Reprenant (en fait) le raisonnement de Spinoza, il prétend avoir « quelque chose à ajouter » (p. 88), qui consiste dans la nécessité de se rendre à l'évidence de l'existence d'un monde extérieur à nous, quand nos postulats, nos raisonnements ou nos rêves se trouvent démentis. Cela permet de connaître nos limites et de s'aviser de l'altérité du monde et d'autrui. Frankfurt pourrait préciser qu'il s'oppose ainsi à Berkeley comme ancêtre de l'aspect immatérialiste subjectif de la conception postmoderne. Mais, comme seule conclusion, à la question initiale de savoir si on peut mépriser la vérité, il se contente de décréter autoritairement « la réponse est non » (p. 90)!

* * *

Pour tout dire, cette tentative de faire court après de si longs développements dignes de la rhétorique pastorale anglicane me paraît relever de l'esbroufe. Bon, c'est peut-être parce qu'il prêche à un convaincu qu'il finit presque par m'en dégoûter. Je peux admettre que pour les sceptiques, il soit nécessaire de devoir préciser lourdement ce qui pourrait se réduire à deux adjectifs pour caractériser la vérité : efficace et objective. Mais la méthode philosophique qui a tendance à trop gloser sur les mots et ses usages pour finir par s'appuyer sur la littérature, en disant l'inverse au passage, me paraît d'une indigence coupable pour qui prétend pourfendre les conneries.

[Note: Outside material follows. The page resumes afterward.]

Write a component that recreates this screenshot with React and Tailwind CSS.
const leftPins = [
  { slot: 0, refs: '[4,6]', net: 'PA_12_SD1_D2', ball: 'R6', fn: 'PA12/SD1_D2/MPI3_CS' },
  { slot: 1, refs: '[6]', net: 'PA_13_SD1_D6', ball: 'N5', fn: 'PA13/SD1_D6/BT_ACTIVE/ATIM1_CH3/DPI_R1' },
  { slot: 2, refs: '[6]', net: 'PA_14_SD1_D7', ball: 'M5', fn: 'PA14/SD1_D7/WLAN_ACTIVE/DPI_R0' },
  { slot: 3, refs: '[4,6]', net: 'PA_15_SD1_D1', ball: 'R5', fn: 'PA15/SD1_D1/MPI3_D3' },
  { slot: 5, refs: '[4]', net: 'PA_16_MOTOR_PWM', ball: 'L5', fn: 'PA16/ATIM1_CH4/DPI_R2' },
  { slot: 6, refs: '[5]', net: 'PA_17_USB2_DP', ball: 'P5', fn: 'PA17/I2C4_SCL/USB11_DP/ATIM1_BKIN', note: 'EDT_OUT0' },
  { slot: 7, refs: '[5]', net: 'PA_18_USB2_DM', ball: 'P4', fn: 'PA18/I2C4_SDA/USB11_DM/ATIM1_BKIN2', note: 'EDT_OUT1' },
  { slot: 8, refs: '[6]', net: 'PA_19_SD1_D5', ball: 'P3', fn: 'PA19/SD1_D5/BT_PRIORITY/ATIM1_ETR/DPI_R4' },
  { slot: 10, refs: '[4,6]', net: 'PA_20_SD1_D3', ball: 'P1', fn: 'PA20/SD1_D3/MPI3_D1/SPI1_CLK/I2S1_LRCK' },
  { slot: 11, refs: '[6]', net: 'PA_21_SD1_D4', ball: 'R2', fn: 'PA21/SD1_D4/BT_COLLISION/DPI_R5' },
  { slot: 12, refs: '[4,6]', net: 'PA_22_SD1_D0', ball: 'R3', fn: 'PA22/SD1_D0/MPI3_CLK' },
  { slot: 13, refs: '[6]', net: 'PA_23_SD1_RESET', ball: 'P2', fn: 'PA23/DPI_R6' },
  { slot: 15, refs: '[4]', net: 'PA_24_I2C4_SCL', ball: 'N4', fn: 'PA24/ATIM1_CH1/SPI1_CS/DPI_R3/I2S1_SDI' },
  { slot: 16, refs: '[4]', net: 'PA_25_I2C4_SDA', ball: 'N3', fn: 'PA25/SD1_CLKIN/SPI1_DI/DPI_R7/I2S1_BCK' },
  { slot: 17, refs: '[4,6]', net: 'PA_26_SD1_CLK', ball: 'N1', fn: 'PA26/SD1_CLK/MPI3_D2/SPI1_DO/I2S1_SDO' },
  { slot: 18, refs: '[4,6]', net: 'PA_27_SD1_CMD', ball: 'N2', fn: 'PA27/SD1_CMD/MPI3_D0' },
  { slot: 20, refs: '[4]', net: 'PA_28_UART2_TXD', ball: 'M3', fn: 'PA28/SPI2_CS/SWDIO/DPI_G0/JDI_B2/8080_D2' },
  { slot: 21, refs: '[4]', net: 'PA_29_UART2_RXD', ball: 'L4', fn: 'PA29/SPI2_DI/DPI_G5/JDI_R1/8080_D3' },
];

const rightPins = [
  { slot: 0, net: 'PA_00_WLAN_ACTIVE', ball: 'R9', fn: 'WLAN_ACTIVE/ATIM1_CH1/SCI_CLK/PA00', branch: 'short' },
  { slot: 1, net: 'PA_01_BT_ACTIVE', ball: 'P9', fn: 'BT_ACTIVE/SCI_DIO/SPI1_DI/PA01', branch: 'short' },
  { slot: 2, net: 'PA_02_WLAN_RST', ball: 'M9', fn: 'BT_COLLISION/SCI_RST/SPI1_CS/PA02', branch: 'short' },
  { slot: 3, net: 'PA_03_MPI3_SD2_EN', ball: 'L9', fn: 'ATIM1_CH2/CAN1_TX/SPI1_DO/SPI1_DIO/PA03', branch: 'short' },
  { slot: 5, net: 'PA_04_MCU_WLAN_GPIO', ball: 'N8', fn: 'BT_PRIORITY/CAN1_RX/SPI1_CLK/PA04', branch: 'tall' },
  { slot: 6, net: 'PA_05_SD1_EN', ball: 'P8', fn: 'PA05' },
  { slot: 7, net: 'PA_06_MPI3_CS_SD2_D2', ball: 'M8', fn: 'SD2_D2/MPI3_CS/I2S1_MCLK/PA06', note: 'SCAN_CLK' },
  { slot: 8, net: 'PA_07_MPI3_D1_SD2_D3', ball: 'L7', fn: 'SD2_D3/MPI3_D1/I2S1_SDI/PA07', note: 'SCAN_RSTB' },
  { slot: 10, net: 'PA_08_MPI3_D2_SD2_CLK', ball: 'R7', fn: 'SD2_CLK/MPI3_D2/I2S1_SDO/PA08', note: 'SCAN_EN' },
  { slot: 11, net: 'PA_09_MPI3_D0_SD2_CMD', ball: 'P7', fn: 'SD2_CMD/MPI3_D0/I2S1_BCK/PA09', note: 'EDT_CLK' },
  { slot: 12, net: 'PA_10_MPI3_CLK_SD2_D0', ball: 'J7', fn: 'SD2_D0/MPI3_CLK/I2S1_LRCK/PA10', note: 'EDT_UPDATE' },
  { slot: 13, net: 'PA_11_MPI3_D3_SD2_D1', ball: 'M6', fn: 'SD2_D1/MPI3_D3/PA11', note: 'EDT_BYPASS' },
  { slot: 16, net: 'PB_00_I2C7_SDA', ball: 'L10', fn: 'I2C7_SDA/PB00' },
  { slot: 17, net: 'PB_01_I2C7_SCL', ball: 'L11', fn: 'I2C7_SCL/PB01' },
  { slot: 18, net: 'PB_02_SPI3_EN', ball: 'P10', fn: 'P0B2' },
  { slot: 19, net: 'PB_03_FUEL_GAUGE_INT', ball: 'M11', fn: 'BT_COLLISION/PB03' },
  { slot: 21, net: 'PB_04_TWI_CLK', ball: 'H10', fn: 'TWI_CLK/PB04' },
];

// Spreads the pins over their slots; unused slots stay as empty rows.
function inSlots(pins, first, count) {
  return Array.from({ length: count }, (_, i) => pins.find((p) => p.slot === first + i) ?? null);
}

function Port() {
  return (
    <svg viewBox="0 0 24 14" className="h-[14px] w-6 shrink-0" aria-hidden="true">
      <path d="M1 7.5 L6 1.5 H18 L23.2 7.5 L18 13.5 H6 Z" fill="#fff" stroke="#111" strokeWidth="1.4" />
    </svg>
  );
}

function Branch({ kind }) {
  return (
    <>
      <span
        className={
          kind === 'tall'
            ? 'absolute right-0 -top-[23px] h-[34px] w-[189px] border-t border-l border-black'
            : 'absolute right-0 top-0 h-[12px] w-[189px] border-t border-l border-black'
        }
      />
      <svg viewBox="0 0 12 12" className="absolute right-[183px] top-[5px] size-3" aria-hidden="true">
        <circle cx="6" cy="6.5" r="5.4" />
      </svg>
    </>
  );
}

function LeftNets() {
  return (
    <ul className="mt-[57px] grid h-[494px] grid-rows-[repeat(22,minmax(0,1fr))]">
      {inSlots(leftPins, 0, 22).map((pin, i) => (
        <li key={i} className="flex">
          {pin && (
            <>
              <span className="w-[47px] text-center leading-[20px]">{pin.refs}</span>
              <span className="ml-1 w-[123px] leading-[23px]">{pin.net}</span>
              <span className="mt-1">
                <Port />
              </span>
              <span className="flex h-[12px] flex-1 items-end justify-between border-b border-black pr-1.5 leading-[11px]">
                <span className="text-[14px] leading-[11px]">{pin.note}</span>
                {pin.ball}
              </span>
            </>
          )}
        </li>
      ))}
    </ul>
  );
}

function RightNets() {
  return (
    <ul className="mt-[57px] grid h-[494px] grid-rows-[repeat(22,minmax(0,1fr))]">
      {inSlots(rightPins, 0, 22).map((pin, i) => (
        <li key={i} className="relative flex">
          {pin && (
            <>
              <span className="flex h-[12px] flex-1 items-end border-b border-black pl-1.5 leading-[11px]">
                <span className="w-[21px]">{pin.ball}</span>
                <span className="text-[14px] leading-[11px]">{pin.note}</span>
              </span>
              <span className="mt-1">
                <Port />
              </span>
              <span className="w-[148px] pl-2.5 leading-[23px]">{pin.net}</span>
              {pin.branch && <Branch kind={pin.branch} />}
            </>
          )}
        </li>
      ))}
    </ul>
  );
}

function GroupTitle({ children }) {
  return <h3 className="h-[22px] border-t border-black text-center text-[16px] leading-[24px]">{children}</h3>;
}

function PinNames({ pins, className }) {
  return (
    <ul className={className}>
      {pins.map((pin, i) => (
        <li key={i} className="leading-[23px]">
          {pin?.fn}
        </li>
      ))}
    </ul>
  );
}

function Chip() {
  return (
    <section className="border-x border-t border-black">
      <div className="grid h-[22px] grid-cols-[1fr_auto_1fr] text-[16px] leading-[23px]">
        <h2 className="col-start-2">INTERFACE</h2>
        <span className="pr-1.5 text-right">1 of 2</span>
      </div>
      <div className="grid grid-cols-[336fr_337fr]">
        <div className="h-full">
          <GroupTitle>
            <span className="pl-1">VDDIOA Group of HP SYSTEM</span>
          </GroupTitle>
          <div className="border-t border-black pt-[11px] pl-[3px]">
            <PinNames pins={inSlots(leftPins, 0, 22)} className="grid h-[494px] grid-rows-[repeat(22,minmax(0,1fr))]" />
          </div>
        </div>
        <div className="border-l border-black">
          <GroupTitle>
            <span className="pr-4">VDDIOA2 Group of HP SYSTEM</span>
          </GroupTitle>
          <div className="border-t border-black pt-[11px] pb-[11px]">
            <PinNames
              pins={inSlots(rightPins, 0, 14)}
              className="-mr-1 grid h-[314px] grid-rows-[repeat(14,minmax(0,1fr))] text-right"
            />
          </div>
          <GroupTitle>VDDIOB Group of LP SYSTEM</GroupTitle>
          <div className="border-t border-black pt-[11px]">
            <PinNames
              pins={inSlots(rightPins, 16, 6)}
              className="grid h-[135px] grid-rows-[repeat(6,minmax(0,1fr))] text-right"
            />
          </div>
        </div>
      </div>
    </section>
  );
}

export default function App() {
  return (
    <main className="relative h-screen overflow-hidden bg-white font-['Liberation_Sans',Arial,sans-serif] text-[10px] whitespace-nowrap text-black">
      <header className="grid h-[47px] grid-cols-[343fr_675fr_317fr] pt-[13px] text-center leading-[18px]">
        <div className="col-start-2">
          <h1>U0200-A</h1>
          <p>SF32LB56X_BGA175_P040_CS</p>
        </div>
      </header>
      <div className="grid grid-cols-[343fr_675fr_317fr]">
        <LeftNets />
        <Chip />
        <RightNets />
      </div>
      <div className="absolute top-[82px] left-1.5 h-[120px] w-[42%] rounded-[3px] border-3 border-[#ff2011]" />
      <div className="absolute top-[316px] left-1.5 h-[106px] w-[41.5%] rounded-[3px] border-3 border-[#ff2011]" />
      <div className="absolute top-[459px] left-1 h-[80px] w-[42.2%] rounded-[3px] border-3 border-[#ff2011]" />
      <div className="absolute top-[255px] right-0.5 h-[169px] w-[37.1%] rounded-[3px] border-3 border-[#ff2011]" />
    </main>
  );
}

Nous avons vu que Frankfurt semble considérer la vérité comme acquise sans envisager sa lente construction dans l'histoire. À vouloir s'opposer au constructivisme et au relativisme postmoderne, il doit sans doute confondre une forme de subjectivisme arbitraire et les simples étapes factuelles de la connaissance. La véritable question me paraît être plutôt de savoir distinguer les cas où l'on sait qu'on ment de ceux où l'on se trompe de bonne foi. L'entre-deux serait les cas où l'on s'illusionne, encore qu'il faut bien savoir aussi qu'on s'illusionne, ce qui réduit bien ce cas au précédent. La question ne serait donc pas celle de la vérité, mais simplement celle de la lucidité qui rejoint d'ailleurs assez l'idée de sincérité des postmodernes.

Tout cela se réduit peut-être effectivement à une question de maîtrise du vocabulaire.